--- begin ---
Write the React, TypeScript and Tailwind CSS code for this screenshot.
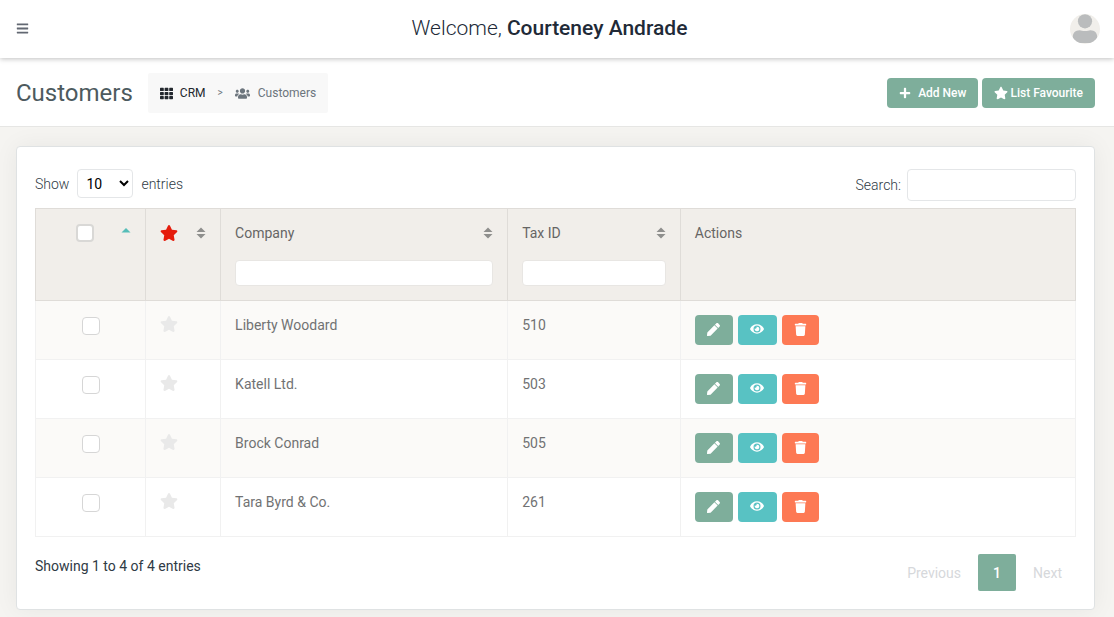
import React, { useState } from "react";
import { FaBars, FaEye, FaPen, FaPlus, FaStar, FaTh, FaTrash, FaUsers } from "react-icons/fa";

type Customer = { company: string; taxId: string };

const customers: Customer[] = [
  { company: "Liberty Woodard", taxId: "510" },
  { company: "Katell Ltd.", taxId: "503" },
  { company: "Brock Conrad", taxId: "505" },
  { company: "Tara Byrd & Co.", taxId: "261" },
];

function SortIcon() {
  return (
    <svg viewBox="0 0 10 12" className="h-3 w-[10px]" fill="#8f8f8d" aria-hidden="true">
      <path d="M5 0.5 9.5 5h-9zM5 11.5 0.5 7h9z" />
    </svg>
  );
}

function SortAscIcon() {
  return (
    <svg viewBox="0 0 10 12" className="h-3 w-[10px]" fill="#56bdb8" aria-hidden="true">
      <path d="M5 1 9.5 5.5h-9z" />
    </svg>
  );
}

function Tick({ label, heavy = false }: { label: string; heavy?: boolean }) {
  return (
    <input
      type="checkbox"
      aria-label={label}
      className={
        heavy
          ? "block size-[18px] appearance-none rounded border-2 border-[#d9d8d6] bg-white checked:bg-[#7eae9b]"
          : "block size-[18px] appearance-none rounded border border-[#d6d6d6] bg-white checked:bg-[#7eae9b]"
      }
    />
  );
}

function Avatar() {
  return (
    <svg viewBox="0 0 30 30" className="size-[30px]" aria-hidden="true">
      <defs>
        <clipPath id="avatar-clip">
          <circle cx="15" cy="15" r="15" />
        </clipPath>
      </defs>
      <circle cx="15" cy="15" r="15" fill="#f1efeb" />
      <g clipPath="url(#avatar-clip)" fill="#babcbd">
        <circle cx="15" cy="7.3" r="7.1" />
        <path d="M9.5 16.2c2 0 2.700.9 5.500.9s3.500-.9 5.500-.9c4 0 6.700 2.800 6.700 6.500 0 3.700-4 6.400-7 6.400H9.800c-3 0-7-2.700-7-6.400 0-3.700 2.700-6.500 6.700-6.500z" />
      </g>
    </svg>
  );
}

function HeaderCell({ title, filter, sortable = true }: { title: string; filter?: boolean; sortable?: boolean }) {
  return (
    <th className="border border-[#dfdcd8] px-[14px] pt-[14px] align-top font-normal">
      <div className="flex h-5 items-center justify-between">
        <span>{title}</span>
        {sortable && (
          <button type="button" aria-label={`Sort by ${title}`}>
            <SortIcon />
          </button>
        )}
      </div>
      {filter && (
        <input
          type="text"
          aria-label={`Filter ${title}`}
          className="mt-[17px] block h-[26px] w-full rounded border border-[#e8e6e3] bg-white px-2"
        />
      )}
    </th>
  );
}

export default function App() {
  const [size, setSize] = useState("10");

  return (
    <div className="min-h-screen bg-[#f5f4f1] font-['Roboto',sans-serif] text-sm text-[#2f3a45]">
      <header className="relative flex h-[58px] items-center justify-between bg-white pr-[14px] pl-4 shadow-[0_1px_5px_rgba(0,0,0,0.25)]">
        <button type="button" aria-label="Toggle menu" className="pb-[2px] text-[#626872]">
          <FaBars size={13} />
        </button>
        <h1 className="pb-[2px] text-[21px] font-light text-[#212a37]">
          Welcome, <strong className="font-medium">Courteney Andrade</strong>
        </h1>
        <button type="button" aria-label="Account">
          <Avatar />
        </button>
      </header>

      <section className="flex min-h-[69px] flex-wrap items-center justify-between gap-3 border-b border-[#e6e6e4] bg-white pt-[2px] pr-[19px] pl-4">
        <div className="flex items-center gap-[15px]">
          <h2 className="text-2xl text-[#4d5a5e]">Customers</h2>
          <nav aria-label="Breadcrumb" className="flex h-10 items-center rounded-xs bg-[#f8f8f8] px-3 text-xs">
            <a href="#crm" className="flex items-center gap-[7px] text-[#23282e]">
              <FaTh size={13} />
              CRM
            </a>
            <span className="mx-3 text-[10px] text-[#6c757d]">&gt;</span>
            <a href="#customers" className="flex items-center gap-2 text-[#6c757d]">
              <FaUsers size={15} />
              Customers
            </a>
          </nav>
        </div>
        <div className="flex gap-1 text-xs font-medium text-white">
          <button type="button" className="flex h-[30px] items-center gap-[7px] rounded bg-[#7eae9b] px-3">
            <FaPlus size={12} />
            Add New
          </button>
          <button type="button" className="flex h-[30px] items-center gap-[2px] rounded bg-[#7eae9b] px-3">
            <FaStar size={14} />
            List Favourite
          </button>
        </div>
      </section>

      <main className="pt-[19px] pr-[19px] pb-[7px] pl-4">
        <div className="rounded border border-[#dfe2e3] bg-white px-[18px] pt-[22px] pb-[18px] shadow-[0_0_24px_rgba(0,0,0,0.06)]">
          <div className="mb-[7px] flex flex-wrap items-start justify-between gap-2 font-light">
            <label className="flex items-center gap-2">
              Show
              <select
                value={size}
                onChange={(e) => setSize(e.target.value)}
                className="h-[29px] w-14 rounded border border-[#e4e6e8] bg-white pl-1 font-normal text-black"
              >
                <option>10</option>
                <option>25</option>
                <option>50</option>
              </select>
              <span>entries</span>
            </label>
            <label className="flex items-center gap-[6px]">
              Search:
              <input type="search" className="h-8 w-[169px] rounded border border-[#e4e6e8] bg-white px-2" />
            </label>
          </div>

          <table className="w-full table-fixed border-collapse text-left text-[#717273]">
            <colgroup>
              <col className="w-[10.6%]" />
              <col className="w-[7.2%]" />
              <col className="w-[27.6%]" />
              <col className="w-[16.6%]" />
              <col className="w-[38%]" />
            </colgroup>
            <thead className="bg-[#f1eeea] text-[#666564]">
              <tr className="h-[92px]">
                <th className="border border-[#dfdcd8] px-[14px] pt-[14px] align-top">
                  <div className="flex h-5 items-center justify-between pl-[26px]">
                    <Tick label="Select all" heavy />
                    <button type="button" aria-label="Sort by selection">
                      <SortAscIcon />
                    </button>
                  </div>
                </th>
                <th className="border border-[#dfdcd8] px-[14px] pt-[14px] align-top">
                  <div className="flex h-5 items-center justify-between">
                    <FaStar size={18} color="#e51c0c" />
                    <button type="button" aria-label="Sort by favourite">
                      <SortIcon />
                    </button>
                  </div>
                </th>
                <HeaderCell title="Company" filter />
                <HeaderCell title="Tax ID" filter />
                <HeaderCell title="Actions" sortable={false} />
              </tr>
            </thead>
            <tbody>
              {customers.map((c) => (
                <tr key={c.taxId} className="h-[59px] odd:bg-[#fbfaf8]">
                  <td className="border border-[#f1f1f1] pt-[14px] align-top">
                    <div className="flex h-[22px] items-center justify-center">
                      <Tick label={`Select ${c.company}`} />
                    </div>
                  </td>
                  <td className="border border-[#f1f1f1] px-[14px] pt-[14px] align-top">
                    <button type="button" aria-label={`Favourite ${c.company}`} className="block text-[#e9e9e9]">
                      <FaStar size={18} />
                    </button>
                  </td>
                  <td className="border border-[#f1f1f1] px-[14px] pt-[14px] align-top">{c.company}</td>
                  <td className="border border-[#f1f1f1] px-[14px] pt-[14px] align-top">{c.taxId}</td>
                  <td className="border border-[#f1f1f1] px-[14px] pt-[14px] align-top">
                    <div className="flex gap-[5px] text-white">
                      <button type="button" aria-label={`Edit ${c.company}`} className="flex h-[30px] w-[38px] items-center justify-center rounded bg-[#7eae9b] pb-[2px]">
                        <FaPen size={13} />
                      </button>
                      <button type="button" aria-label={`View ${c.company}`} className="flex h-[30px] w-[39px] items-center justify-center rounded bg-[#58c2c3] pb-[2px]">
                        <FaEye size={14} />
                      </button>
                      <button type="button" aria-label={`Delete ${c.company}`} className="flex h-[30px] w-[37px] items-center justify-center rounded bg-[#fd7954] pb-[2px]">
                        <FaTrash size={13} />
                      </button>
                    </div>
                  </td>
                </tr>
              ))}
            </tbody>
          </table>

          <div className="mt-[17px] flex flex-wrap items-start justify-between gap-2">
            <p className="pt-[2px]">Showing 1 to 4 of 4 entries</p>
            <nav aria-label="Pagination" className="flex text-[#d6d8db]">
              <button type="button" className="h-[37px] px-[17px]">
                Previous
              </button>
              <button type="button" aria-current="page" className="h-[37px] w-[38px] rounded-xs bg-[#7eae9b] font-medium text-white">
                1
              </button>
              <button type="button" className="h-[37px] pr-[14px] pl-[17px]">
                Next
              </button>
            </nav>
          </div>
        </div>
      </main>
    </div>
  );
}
--- end ---
--- begin ---
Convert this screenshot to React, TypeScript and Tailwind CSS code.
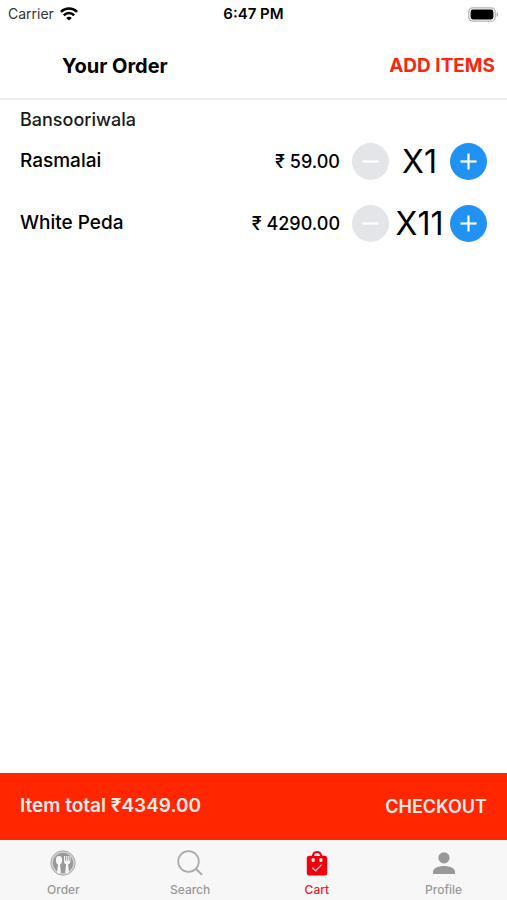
--- end ---
## Job
Retype, word for word, only the lines from the one containing "Write the React, TypeScript" through the one containing "string; taxId: string", both included, and leave out any pictures.

## Task result
Write the React, TypeScript and Tailwind CSS code for this screenshot.
import React, { useState } from "react";
import { FaBars, FaEye, FaPen, FaPlus, FaStar, FaTh, FaTrash, FaUsers } from "react-icons/fa";

type Customer = { company: string; taxId: string };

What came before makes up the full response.